Brandon LacyNovember 1996
On October 12th, I stepped off the Metro at the Federal Center SW in Washington DC. I winded my way out of the Metro station, past the Department of Education, and onto a street laden with people of all shades, colors, creeds and nationalities. I looked around at my traveling companions, breathed deep, and said loudly. "Where the hell is the quilt?"
It was at that point, as if Moses himself had stepped forth from the subway, the people crowded on the mall parted and I got my first glimpse of the quilt. The day was warm, and I moved forward like I was in some drug induced trance. I looked at the patches, and I was immediately struck with a sense of sadness. In the background, I heard some group or another marching and yelling a chant of "No More Silence, No More Fear."
I looked around me and watched a group of AIDS Quilt volunteers, angels in white, laying out another section of the quilt. It was then that I noticed the wide swatch of quilt that I was viewing were the new patches laid down in the last twenty four hours. At that moment, I became numb.

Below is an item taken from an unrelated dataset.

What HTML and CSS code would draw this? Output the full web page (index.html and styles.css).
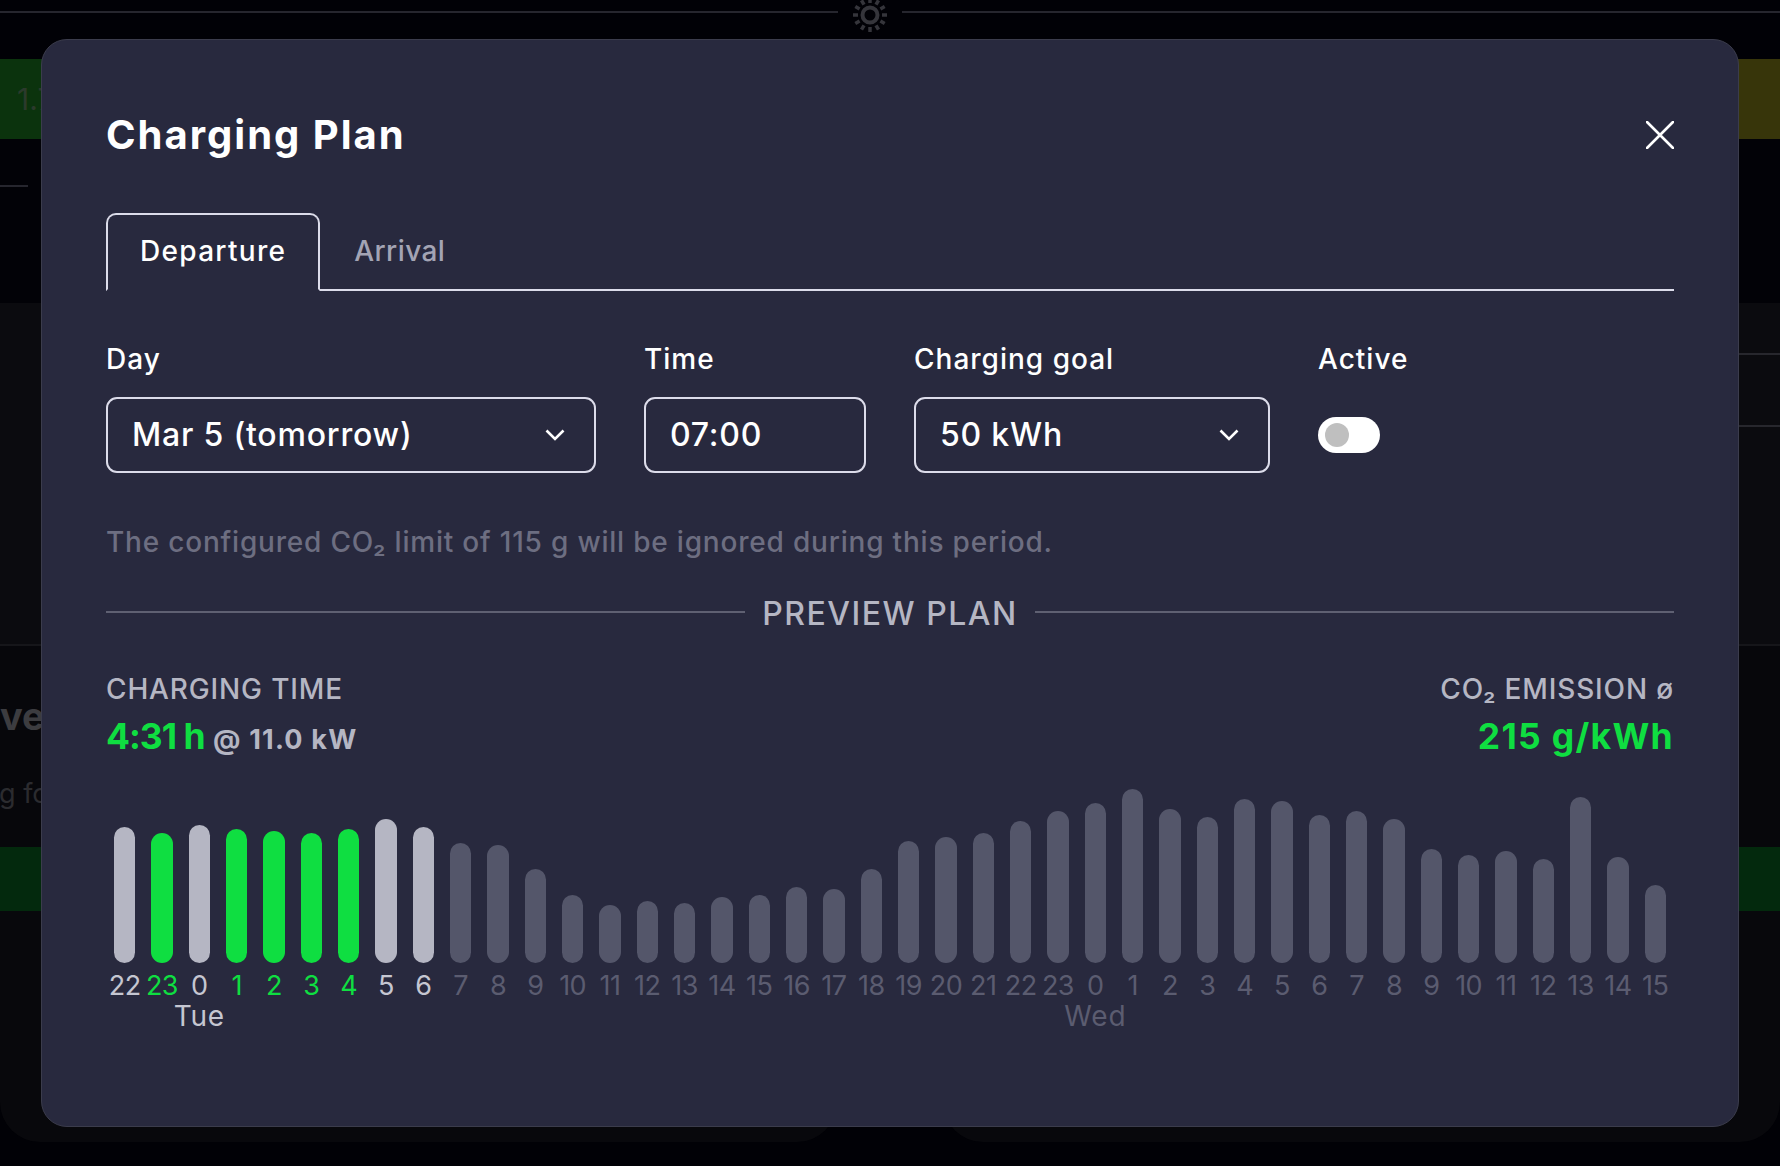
FILE: index.html
```html
<!DOCTYPE html>
<html>
    <head>
        <meta charset="utf-8" />
        <title>Charging Plan</title>
        <link rel="stylesheet" href="styles.css">
    </head>
    <body>
        <div class="page">
            <div class="top-bar">
                <div class="top-line left"></div>
                <svg class="sun" viewBox="0 0 40 40" width="40" height="40">
                    <circle cx="20" cy="20" r="7.5" />
                    <path d="M20 3v5M20 32v5M3 20h5M32 20h5M11.5 5.3l2.5 4.3M26 30.4l2.5 4.3M5.3 11.5l4.3 2.5M30.4 26l4.3 2.5M5.3 28.5l4.3-2.5M30.4 14l4.3-2.5M11.5 34.7l2.5-4.3M26 9.6l2.5-4.3" />
                </svg>
                <div class="top-line"></div>
            </div>
            <div class="band-row">
                <div class="band-green">1.7</div>
                <div class="band-yellow"></div>
            </div>
            <div class="dim-section">
                <div class="dim-line"></div>
            </div>
            <div class="dim-section-2">
                <div class="side-line"></div>
                <div class="side-line second"></div>
            </div>
            <div class="dim-section-3">
                <div class="dim-title">ve</div>
                <div class="dim-text">g fo</div>
            </div>
            <div class="band-wide"></div>
            <div class="bottom-cards">
                <div class="bottom-card"></div>
                <div class="bottom-card"></div>
            </div>
        </div>

        <div class="modal">
            <div class="modal-head">
                <h1>Charging Plan</h1>
                <svg class="close" viewBox="0 0 28 28" width="28" height="28">
                    <path d="M1 1l26 26M27 1L1 27" />
                </svg>
            </div>

            <div class="tabs">
                <div class="tab active">Departure</div>
                <div class="tab">Arrival</div>
            </div>

            <div class="form">
                <div>
                    <label for="day">Day</label>
                    <div class="select-wrap">
                        <select id="day" class="control">
                            <option>Mar 5 (tomorrow)</option>
                        </select>
                        <svg class="chevron" viewBox="0 0 20 12" width="20" height="12">
                            <path d="M1.5 1.5L10 10l8.5-8.5" />
                        </svg>
                    </div>
                </div>
                <div>
                    <label for="time">Time</label>
                    <input id="time" class="control" type="text" value="07:00" />
                </div>
                <div>
                    <label for="goal">Charging goal</label>
                    <div class="select-wrap">
                        <select id="goal" class="control">
                            <option>50 kWh</option>
                        </select>
                        <svg class="chevron" viewBox="0 0 20 12" width="20" height="12">
                            <path d="M1.5 1.5L10 10l8.5-8.5" />
                        </svg>
                    </div>
                </div>
                <div>
                    <label>Active</label>
                    <div class="toggle-wrap">
                        <div class="toggle"><div class="knob"></div></div>
                    </div>
                </div>
            </div>

            <p class="note">The configured CO₂ limit of 115 g will be ignored during this period.</p>

            <div class="divider">
                <div class="divider-line"></div>
                <span>PREVIEW PLAN</span>
                <div class="divider-line"></div>
            </div>

            <div class="summary">
                <div>
                    <div class="summary-label">CHARGING TIME</div>
                    <div class="summary-value"><span class="duration">4:31 h</span> <small>@ 11.0 kW</small></div>
                </div>
                <div class="summary-right">
                    <div class="summary-label">CO₂ EMISSION ø</div>
                    <div class="summary-value emission">215 g/kWh</div>
                </div>
            </div>

            <div class="chart">
                <div class="slot plan"><div class="bar-area"><div class="bar" style="height: 136px"></div></div><div class="hour">22</div></div>
                <div class="slot charge"><div class="bar-area"><div class="bar" style="height: 130px"></div></div><div class="hour">23</div></div>
                <div class="slot plan"><div class="bar-area"><div class="bar" style="height: 138px"></div></div><div class="hour">0</div><div class="day">Tue</div></div>
                <div class="slot charge"><div class="bar-area"><div class="bar" style="height: 134px"></div></div><div class="hour">1</div></div>
                <div class="slot charge"><div class="bar-area"><div class="bar" style="height: 132px"></div></div><div class="hour">2</div></div>
                <div class="slot charge"><div class="bar-area"><div class="bar" style="height: 130px"></div></div><div class="hour">3</div></div>
                <div class="slot charge"><div class="bar-area"><div class="bar" style="height: 134px"></div></div><div class="hour">4</div></div>
                <div class="slot plan"><div class="bar-area"><div class="bar" style="height: 144px"></div></div><div class="hour">5</div></div>
                <div class="slot plan"><div class="bar-area"><div class="bar" style="height: 136px"></div></div><div class="hour">6</div></div>
                <div class="slot"><div class="bar-area"><div class="bar" style="height: 120px"></div></div><div class="hour">7</div></div>
                <div class="slot"><div class="bar-area"><div class="bar" style="height: 118px"></div></div><div class="hour">8</div></div>
                <div class="slot"><div class="bar-area"><div class="bar" style="height: 94px"></div></div><div class="hour">9</div></div>
                <div class="slot"><div class="bar-area"><div class="bar" style="height: 68px"></div></div><div class="hour">10</div></div>
                <div class="slot"><div class="bar-area"><div class="bar" style="height: 58px"></div></div><div class="hour">11</div></div>
                <div class="slot"><div class="bar-area"><div class="bar" style="height: 62px"></div></div><div class="hour">12</div></div>
                <div class="slot"><div class="bar-area"><div class="bar" style="height: 60px"></div></div><div class="hour">13</div></div>
                <div class="slot"><div class="bar-area"><div class="bar" style="height: 66px"></div></div><div class="hour">14</div></div>
                <div class="slot"><div class="bar-area"><div class="bar" style="height: 68px"></div></div><div class="hour">15</div></div>
                <div class="slot"><div class="bar-area"><div class="bar" style="height: 76px"></div></div><div class="hour">16</div></div>
                <div class="slot"><div class="bar-area"><div class="bar" style="height: 74px"></div></div><div class="hour">17</div></div>
                <div class="slot"><div class="bar-area"><div class="bar" style="height: 94px"></div></div><div class="hour">18</div></div>
                <div class="slot"><div class="bar-area"><div class="bar" style="height: 122px"></div></div><div class="hour">19</div></div>
                <div class="slot"><div class="bar-area"><div class="bar" style="height: 126px"></div></div><div class="hour">20</div></div>
                <div class="slot"><div class="bar-area"><div class="bar" style="height: 130px"></div></div><div class="hour">21</div></div>
                <div class="slot"><div class="bar-area"><div class="bar" style="height: 142px"></div></div><div class="hour">22</div></div>
                <div class="slot"><div class="bar-area"><div class="bar" style="height: 152px"></div></div><div class="hour">23</div></div>
                <div class="slot"><div class="bar-area"><div class="bar" style="height: 160px"></div></div><div class="hour">0</div><div class="day">Wed</div></div>
                <div class="slot"><div class="bar-area"><div class="bar" style="height: 174px"></div></div><div class="hour">1</div></div>
                <div class="slot"><div class="bar-area"><div class="bar" style="height: 154px"></div></div><div class="hour">2</div></div>
                <div class="slot"><div class="bar-area"><div class="bar" style="height: 146px"></div></div><div class="hour">3</div></div>
                <div class="slot"><div class="bar-area"><div class="bar" style="height: 164px"></div></div><div class="hour">4</div></div>
                <div class="slot"><div class="bar-area"><div class="bar" style="height: 162px"></div></div><div class="hour">5</div></div>
                <div class="slot"><div class="bar-area"><div class="bar" style="height: 148px"></div></div><div class="hour">6</div></div>
                <div class="slot"><div class="bar-area"><div class="bar" style="height: 152px"></div></div><div class="hour">7</div></div>
                <div class="slot"><div class="bar-area"><div class="bar" style="height: 144px"></div></div><div class="hour">8</div></div>
                <div class="slot"><div class="bar-area"><div class="bar" style="height: 114px"></div></div><div class="hour">9</div></div>
                <div class="slot"><div class="bar-area"><div class="bar" style="height: 108px"></div></div><div class="hour">10</div></div>
                <div class="slot"><div class="bar-area"><div class="bar" style="height: 112px"></div></div><div class="hour">11</div></div>
                <div class="slot"><div class="bar-area"><div class="bar" style="height: 104px"></div></div><div class="hour">12</div></div>
                <div class="slot"><div class="bar-area"><div class="bar" style="height: 166px"></div></div><div class="hour">13</div></div>
                <div class="slot"><div class="bar-area"><div class="bar" style="height: 106px"></div></div><div class="hour">14</div></div>
                <div class="slot"><div class="bar-area"><div class="bar" style="height: 78px"></div></div><div class="hour">15</div></div>
            </div>
        </div>
    </body>
</html>
```

FILE: styles.css
```css
html, body {
    margin: 0;
    padding: 0;
    height: 100%;
    overflow: hidden;
}
body {
    background: #010106;
    font-family: Inter, "Noto Sans", sans-serif;
    color: #fff;
}

/* dimmed page behind the dialog */
.page {
    height: 1166px;
    display: flex;
    flex-direction: column;
}
.top-bar {
    height: 59px;
    display: flex;
    gap: 12px;
    flex-shrink: 0;
}
.top-line {
    flex: 1;
    height: 2px;
    margin-top: 11px;
    background: #26262e;
}
.top-line.left {
    flex: none;
    width: 838px;
}
.sun {
    margin-top: -5px;
}
.sun circle {
    fill: none;
    stroke: #35353b;
    stroke-width: 4;
}
.sun path {
    fill: none;
    stroke: #35353b;
    stroke-width: 3.5;
}
.band-row {
    height: 80px;
    display: flex;
}
.band-green {
    flex: 1;
    background: #0b330d;
    color: #2b3a2c;
    font-size: 30px;
    line-height: 80px;
    padding-left: 17px;
}
.band-yellow {
    flex: 1;
    background: #37350a;
}
.dim-section {
    height: 164px;
    background: #020207;
    padding-top: 46px;
    box-sizing: border-box;
}
.dim-line {
    width: 28px;
    height: 2px;
    background: #26262e;
}
.dim-section-2 {
    height: 341px;
    background: #0b0b0f;
    padding-top: 50px;
    box-sizing: border-box;
}
.side-line {
    height: 2px;
    margin-left: 50%;
    background: #27272d;
}
.side-line.second {
    margin-top: 70px;
}
.dim-section-3 {
    height: 203px;
    background: #07070b;
    border-top: 2px solid #16161a;
    box-sizing: border-box;
    overflow: hidden;
    padding-top: 48px;
}
.dim-title {
    font-size: 38px;
    font-weight: 700;
    line-height: 44px;
    color: #3c3c40;
}
.dim-text {
    margin-top: 39px;
    margin-left: -1px;
    font-size: 27px;
    line-height: 34px;
    color: #2b2b2f;
}
.band-wide {
    height: 64px;
    background: #03290d;
}
.bottom-cards {
    height: 231px;
    display: flex;
    gap: 106px;
}
.bottom-card {
    flex: 1;
    background: #08080c;
    border-radius: 0 0 40px 40px;
}

/* dialog */
.modal {
    position: absolute;
    left: 41px;
    top: 39px;
    width: 1698px;
    height: 1088px;
    box-sizing: border-box;
    padding: 64px 64px 0;
    background: #28293e;
    border: 1px solid #3b3c4c;
    border-radius: 26px;
}
.modal-head {
    display: flex;
    justify-content: space-between;
    align-items: center;
    height: 62px;
}
h1 {
    margin: -2px 0 0;
    font-size: 40px;
    font-weight: 700;
    letter-spacing: 2px;
}
.close path {
    fill: none;
    stroke: #fff;
    stroke-width: 2.6;
    stroke-linecap: round;
}
.tabs {
    display: flex;
    height: 78px;
    margin-top: 47px;
    box-sizing: border-box;
    border-bottom: 2px solid #dcdcea;
}
.tab {
    height: 78px;
    box-sizing: border-box;
    padding: 0 34px;
    line-height: 76px;
    font-size: 28px;
    font-weight: 500;
    letter-spacing: 0.4px;
    color: #a3a4b4;
}
.tab.active {
    color: #fff;
    border: 2px solid #dcdcea;
    border-bottom: 2px solid #28293e;
    border-radius: 10px 10px 0 0;
    padding: 0 32px;
    line-height: 72px;
    letter-spacing: 1.3px;
}
.form {
    display: grid;
    grid-template-columns: 490px 222px 356px 1fr;
    column-gap: 48px;
    margin-top: 50px;
}
label {
    display: block;
    height: 36px;
    line-height: 36px;
    margin-bottom: 20px;
    font-size: 28px;
    font-weight: 500;
    letter-spacing: 1px;
}
.control {
    display: block;
    width: 100%;
    height: 76px;
    box-sizing: border-box;
    padding: 0 24px 2px;
    appearance: none;
    background: transparent;
    border: 2px solid #dcdcea;
    border-radius: 11px;
    color: #fff;
    font-family: inherit;
    font-size: 32px;
    font-weight: 500;
    letter-spacing: 0.8px;
}
.select-wrap {
    position: relative;
}
.chevron {
    position: absolute;
    right: 31px;
    top: 32px;
}
.chevron path {
    fill: none;
    stroke: #fff;
    stroke-width: 2.6;
}
.toggle-wrap {
    height: 76px;
    display: flex;
    align-items: center;
}
.toggle {
    width: 62px;
    height: 36px;
    box-sizing: border-box;
    padding: 6px 7px;
    background: #fff;
    border-radius: 18px;
}
.knob {
    width: 24px;
    height: 24px;
    border-radius: 50%;
    background: #bfbfbf;
}
.note {
    margin: 51px 0 0;
    height: 36px;
    line-height: 36px;
    font-size: 28px;
    font-weight: 500;
    letter-spacing: 0.8px;
    color: #6d6e81;
}
.divider {
    display: flex;
    align-items: center;
    gap: 17px;
    height: 40px;
    margin-top: 33px;
    font-size: 32px;
    font-weight: 500;
    letter-spacing: 1.5px;
    color: #b5b6c3;
}
.divider-line {
    flex: 1;
    height: 2px;
    margin-bottom: 2px;
    background: #5f6072;
}
.summary {
    display: flex;
    justify-content: space-between;
    margin-top: 38px;
}
.summary-right {
    text-align: right;
}
.summary-label {
    height: 36px;
    line-height: 36px;
    font-size: 28px;
    font-weight: 500;
    letter-spacing: 0.85px;
    color: #b5b6c3;
}
.summary-value {
    height: 44px;
    margin-top: 8px;
    line-height: 44px;
    font-size: 35.5px;
    font-weight: 700;
    color: #0fde41;
}
.summary-value.emission {
    letter-spacing: 1.3px;
}
.duration {
    letter-spacing: -1px;
}
.summary-value small {
    font-size: 27px;
    letter-spacing: 1.2px;
    color: #b5b6c3;
}
.chart {
    display: grid;
    grid-template-columns: repeat(42, 1fr);
    margin-top: 24px;
}
.slot {
    min-width: 0;
    display: flex;
    flex-direction: column;
    align-items: center;
    color: #5b5c70;
}
.slot.plan {
    color: #c5c6d1;
}
.slot.charge {
    color: #0fde41;
}
.bar-area {
    height: 180px;
    display: flex;
    align-items: flex-end;
}
.bar {
    width: 21.5px;
    border-radius: 11px;
    background: #54566a;
}
.plan .bar {
    background: #b5b6c3;
}
.charge .bar {
    background: #0fde41;
}
.hour {
    margin-top: 8px;
    height: 30px;
    line-height: 30px;
    font-size: 27px;
    letter-spacing: -0.5px;
}
.day {
    height: 30px;
    line-height: 30px;
    font-size: 28px;
    letter-spacing: 0.8px;
}
```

I crossed the lawn onto the main Mall. And there I saw, stretching from the steps of the capital to the Washington Monument, past all of the sacred places of American democracy, the representation of 77,000 lives lost. Moving silently, in a sea of roaring sorrow, I walked, searching for the name of a friend, for a friend. I saw, as I walked on that path of lost smiles, the faces of friends, mothers, brothers, sisters, and lovers. I was struck by the pain that radiated from the Quilt. It seemed like they had been sewn with anger and love, but without fear. Fear was not a part of the dead. That belongs to the living.
I found the panel that I was looking for, and I raised my camera to take a shot. At that point a little girl, with ribbons in her hair said to her Mother, "Mama, now that they are dead, does that mean they can't smile anymore?" At that moment, my numbness vanished, and tears ran freely from my eyes.
I turned to find my friends and began walking back to our meeting place. On the way I noticed a panel set out so that visitors can write messages to the living and to those who have died. I stopped, and wrote, "To All My Friends, I hope never to see your names here..."
I hurried on and met my friends. I turned my back to the Quilt, and my face toward the Capitol. I looked at the smiling faces around me, many of whom had lost friends and family, lovers, and more to this disease. I dried my tears, because I had no right to cry. These people who had lost so much did not shed tears, and I who have not lost to AIDS should be as strong as they. I realized that in smiles are strength, in laughter is power. The silence is broken.
(Hopefully, you who are reading this article have gone/are going to vote. Every vote counts!)